Au contraire, l’activité désirante comme constituant un monde signifiant où se déploient les attitudes, les poursuites et les qualités est une activité consciente, c’est-à-dire une activité qui se sait comme telle, et qui se sait toujours comme telle.

La pratique ou l’action désirante étant, comme nous l’avons montré, constitutive de sens, est nécessairement une activité avertie de soi, une activité qui se saisit elle-même comme précisément le fait d’être une activité : le sens est forcément conscience de sens. Nous appelons réflexivité cette présence immédiate à soi-même que tout sujet éprouve dans son activité désirante comme l’expérience même de cette activité. Si désirer c’est agir dans un certain sens pour obtenir ou réaliser un certain désirable signifiant, alors désirer c’est en même temps savoir qu’on désire. Toute activité signifiante (travail, amour, action, création) est porteuse de sa propre dualisation, c’est-à-dire de ce doublement subtil qui la fait être et activité et conscience d’activité.

Il n’y a pas là de scission réelle entre moi et moi-même, scission qui jetterait d’un côté l’activité-désir, et de l’autre un je, témoin de cette activité. Ce serait là une vue artificielle qui intérioriserait ce qui est valable pour la perception d’objet, à savoir le fait que toute conscience est conscience d’un objet qu’elle n’est pas. C’est vrai pour le monde réel, extérieur, mais non pas pour la conscience elle-même : elle est simultanément activité et conscience d’activité.

On doit même être plus précis : on constate tout d’abord que l’individu est activité désirante, c’est-à-dire, on l’a vu, activité signifiante constitutive. C’est par là, et ipso facto, qu’il est présent à lui-même, et averti de soi-même comme étant précisément cette activité désirante en train de se déployer.

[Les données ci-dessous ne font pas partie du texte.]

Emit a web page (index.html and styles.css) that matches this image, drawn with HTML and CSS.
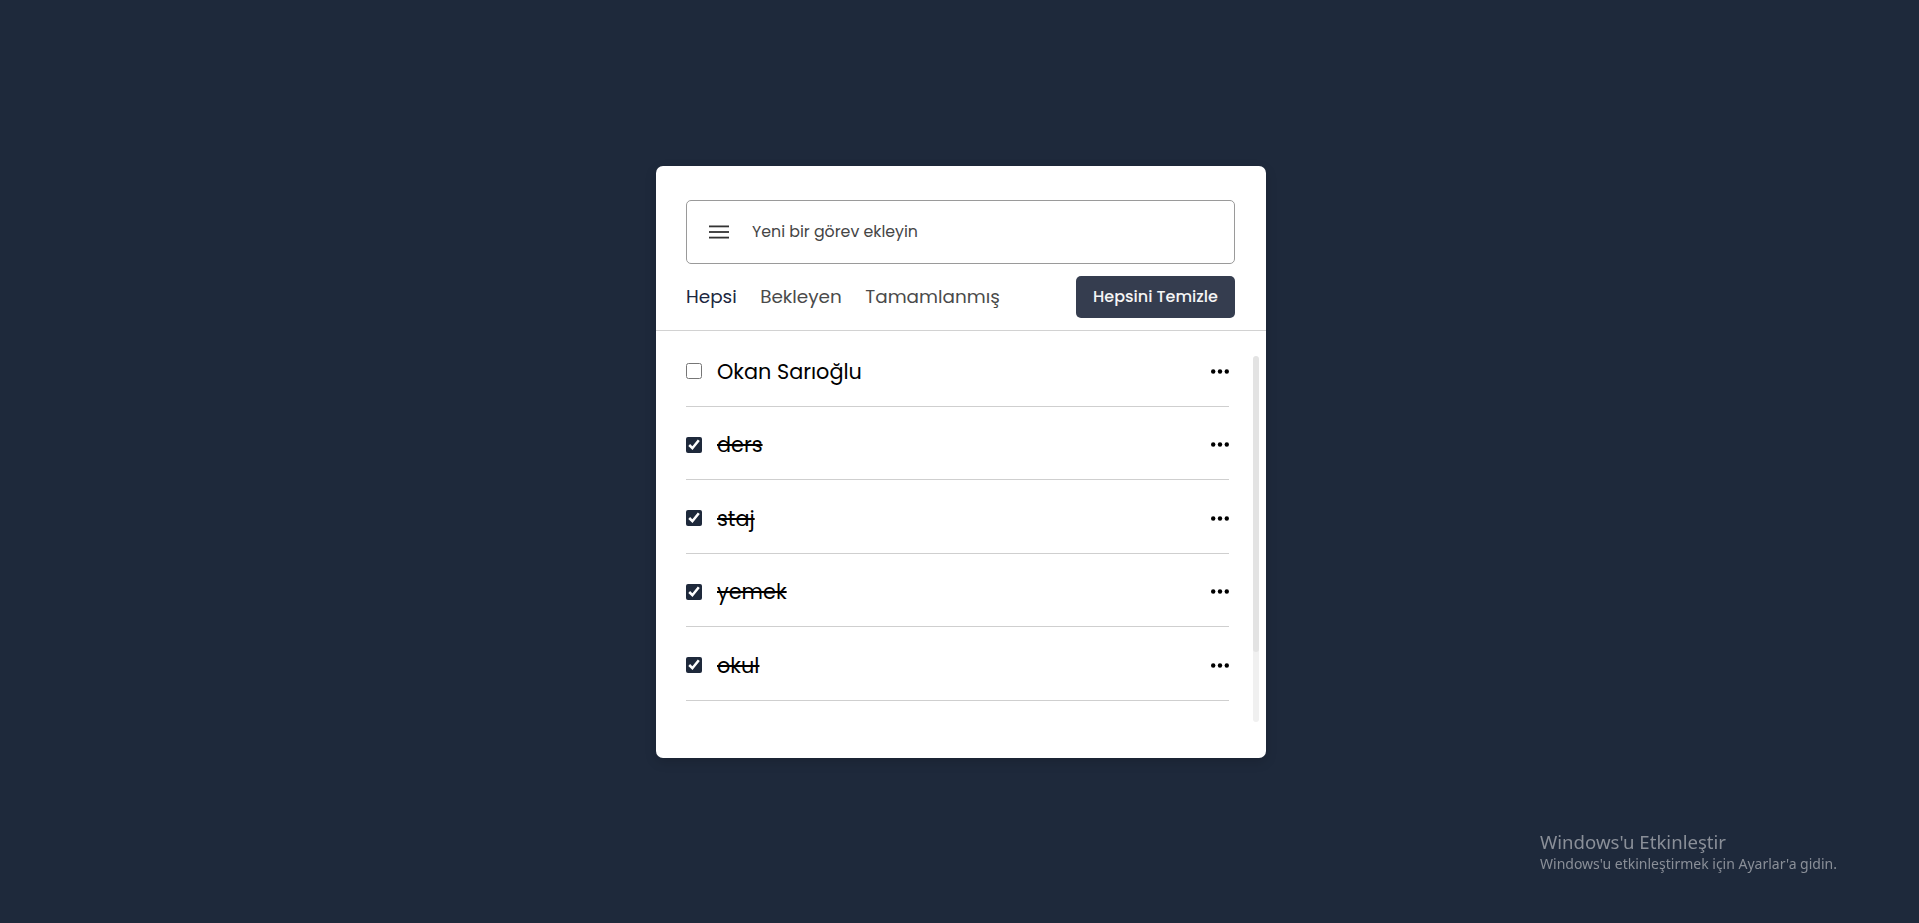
FILE: index.html
```html
<!DOCTYPE html>
<html lang="tr">
<head>
<meta charset="utf-8">
<title>Yapılacaklar</title>
<link rel="stylesheet" href="styles.css">
</head>
<body>
<main class="page">
  <section class="card">
    <header class="card-head">
      <label class="task-input">
        <svg class="menu-icon" width="20" height="14" viewBox="0 0 20 14" aria-hidden="true">
          <rect x="0" y="0.5" width="20" height="1.8" fill="#333"/>
          <rect x="0" y="6.1" width="20" height="1.8" fill="#333"/>
          <rect x="0" y="11.7" width="20" height="1.8" fill="#333"/>
        </svg>
        <input type="text" placeholder="Yeni bir görev ekleyin">
      </label>
      <div class="controls">
        <nav class="filters">
          <span class="filter active">Hepsi</span>
          <span class="filter">Bekleyen</span>
          <span class="filter">Tamamlanmış</span>
        </nav>
        <button class="clear-btn">Hepsini Temizle</button>
      </div>
    </header>
    <div class="body">
      <ul class="task-list">
        <li class="task">
          <input type="checkbox" class="check">
          <span class="task-name">Okan Sarıoğlu</span>
          <svg class="dots" width="18" height="5" viewBox="0 0 18 5"><circle cx="2.2" cy="2.5" r="2.2"/><circle cx="9" cy="2.5" r="2.2"/><circle cx="15.8" cy="2.5" r="2.2"/></svg>
        </li>
        <li class="task done">
          <input type="checkbox" class="check" checked>
          <span class="task-name">ders</span>
          <svg class="dots" width="18" height="5" viewBox="0 0 18 5"><circle cx="2.2" cy="2.5" r="2.2"/><circle cx="9" cy="2.5" r="2.2"/><circle cx="15.8" cy="2.5" r="2.2"/></svg>
        </li>
        <li class="task done">
          <input type="checkbox" class="check" checked>
          <span class="task-name">staj</span>
          <svg class="dots" width="18" height="5" viewBox="0 0 18 5"><circle cx="2.2" cy="2.5" r="2.2"/><circle cx="9" cy="2.5" r="2.2"/><circle cx="15.8" cy="2.5" r="2.2"/></svg>
        </li>
        <li class="task done">
          <input type="checkbox" class="check" checked>
          <span class="task-name">yemek</span>
          <svg class="dots" width="18" height="5" viewBox="0 0 18 5"><circle cx="2.2" cy="2.5" r="2.2"/><circle cx="9" cy="2.5" r="2.2"/><circle cx="15.8" cy="2.5" r="2.2"/></svg>
        </li>
        <li class="task done">
          <input type="checkbox" class="check" checked>
          <span class="task-name">okul</span>
          <svg class="dots" width="18" height="5" viewBox="0 0 18 5"><circle cx="2.2" cy="2.5" r="2.2"/><circle cx="9" cy="2.5" r="2.2"/><circle cx="15.8" cy="2.5" r="2.2"/></svg>
        </li>
      </ul>
      <div class="scroll-track"><div class="scroll-thumb"></div></div>
    </div>
  </section>
</main>
<div class="activation">
  <div class="act-title">Windows'u Etkinleştir</div>
  <div class="act-sub">Windows'u etkinleştirmek için Ayarlar'a gidin.</div>
</div>
</body>
</html>
```
FILE: styles.css
```css
* { box-sizing: border-box; }

html, body {
  margin: 0;
  padding: 0;
  height: 100%;
}

body {
  background: #1e293b;
  font-family: "Poppins", "Open Sans", sans-serif;
  color: #000;
  overflow: hidden;
}

.page {
  height: 100vh;
  display: flex;
  align-items: center;
  justify-content: center;
  padding-left: 3px;
}

.card {
  width: 610px;
  height: 592px;
  background: #fff;
  border-radius: 7px;
  box-shadow: 0 4px 12px rgba(0, 0, 0, 0.15);
  display: flex;
  flex-direction: column;
}

.card-head {
  padding: 34px 31px 12px 30px;
  border-bottom: 1px solid #d2d2d2;
}

.task-input {
  display: flex;
  align-items: center;
  height: 64px;
  border: 1px solid #9a9a9a;
  border-radius: 5px;
  padding: 0 0 0 22px;
}

.menu-icon {
  flex: none;
  display: block;
}

.task-input input {
  flex: 1;
  border: none;
  outline: none;
  background: transparent;
  font-family: inherit;
  font-size: 15.8px;
  color: #333;
  margin-left: 23px;
  padding: 0;
}

.task-input input::placeholder {
  color: #454545;
}

.controls {
  display: flex;
  align-items: center;
  justify-content: space-between;
  margin-top: 12px;
}

.filters {
  display: flex;
  gap: 23.5px;
}

.filter {
  font-size: 18.4px;
  color: #4a4a4a;
}

.filter.active {
  color: #1b2740;
}

.clear-btn {
  width: 159px;
  height: 42px;
  border: none;
  border-radius: 5px;
  background: #353d4f;
  color: #f5f5f5;
  font-family: inherit;
  font-size: 16px;
  font-weight: 500;
  padding: 0;
}

.body {
  flex: 1;
  display: flex;
  padding-left: 30px;
  min-height: 0;
}

.task-list {
  list-style: none;
  margin: 2.5px 0 0;
  padding: 0;
  width: 543px;
}

.task {
  display: flex;
  align-items: center;
  padding: 26.5px 0 23px;
  height: 73.5px;
  border-bottom: 1px solid #cfcfcf;
}

.check {
  flex: none;
  width: 16px;
  height: 16px;
  margin: 0 15px 0 0;
  accent-color: #1e293b;
}

.task-name {
  flex: 1;
  font-size: 20.8px;
  line-height: 23px;
}

.task.done .task-name {
  text-decoration: line-through;
}

.dots {
  flex: none;
  display: block;
  fill: #000;
}

.scroll-track {
  flex: none;
  width: 6px;
  height: 366px;
  margin: 25px 0 0 24px;
  border-radius: 3px;
  background: #f0f0f0;
  overflow: hidden;
}

.scroll-thumb {
  height: 296px;
  background: #e3e3e3;
  border-radius: 3px;
}

.activation {
  position: fixed;
  left: 1540px;
  top: 829px;
  color: #8a8f98;
  font-family: "Noto Sans", "Open Sans", sans-serif;
}

.act-title {
  font-size: 18.6px;
  line-height: 26px;
}

.act-sub {
  font-size: 14px;
  line-height: 18px;
}
```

La réflexivité n’est donc pas une scission mais la dimension de redoublement léger attaché à toute activité signifiante. C’est par ce redoublement et par cette présence à soi-même que l’activité est « arrachement » à l’être « transcendance », c’est-à-dire activité non mécanique qui est simultanément constitution d’avenir (non déductible), constitution de sens (non chosiste) et organisation pratique intelligible (non absurde). Créer le sens et le monde par l’activité désirante est un acte si complexe, originel et polyvalent qu’il implique toujours de soi l’immédiate présence intelligente à soi. C’est cette présence intelligente à soi-même, éprouvée par tout être humain actif et désirant que nous appelons réflexivité.

On peut mieux la saisir sur quelques exemples privilégiés: tout travail sur une machine implique cette réflexivité (puisqu’il suppose une décision constante et consciente qui soutient l’organisation intelligente des gestes) mais aussi toute jouissance physique (sexuelle, ludique, sportive) puisquelle implique sentiment du plaisir et adhésion à ce plaisir, c’est-à-dire la présence même du plaisir pour le sujet ou du sujet dans le plaisir. L’adhésion ici n’est pas une pesanteur ou une opacité: il n’y aurait, en ce cas, aucun plaisir vécu. Songeons aussi au plaisir du plaisir (ou au plaisir de la souffrance) qui manifeste clairement cette adhésion consciente du vécu à lui-même, adhésion qui se maintient et se reporte d’instant en instant. Ainsi, pour nous, tout affect est une réflexivité, même si toute réflexivité n’est pas un affect.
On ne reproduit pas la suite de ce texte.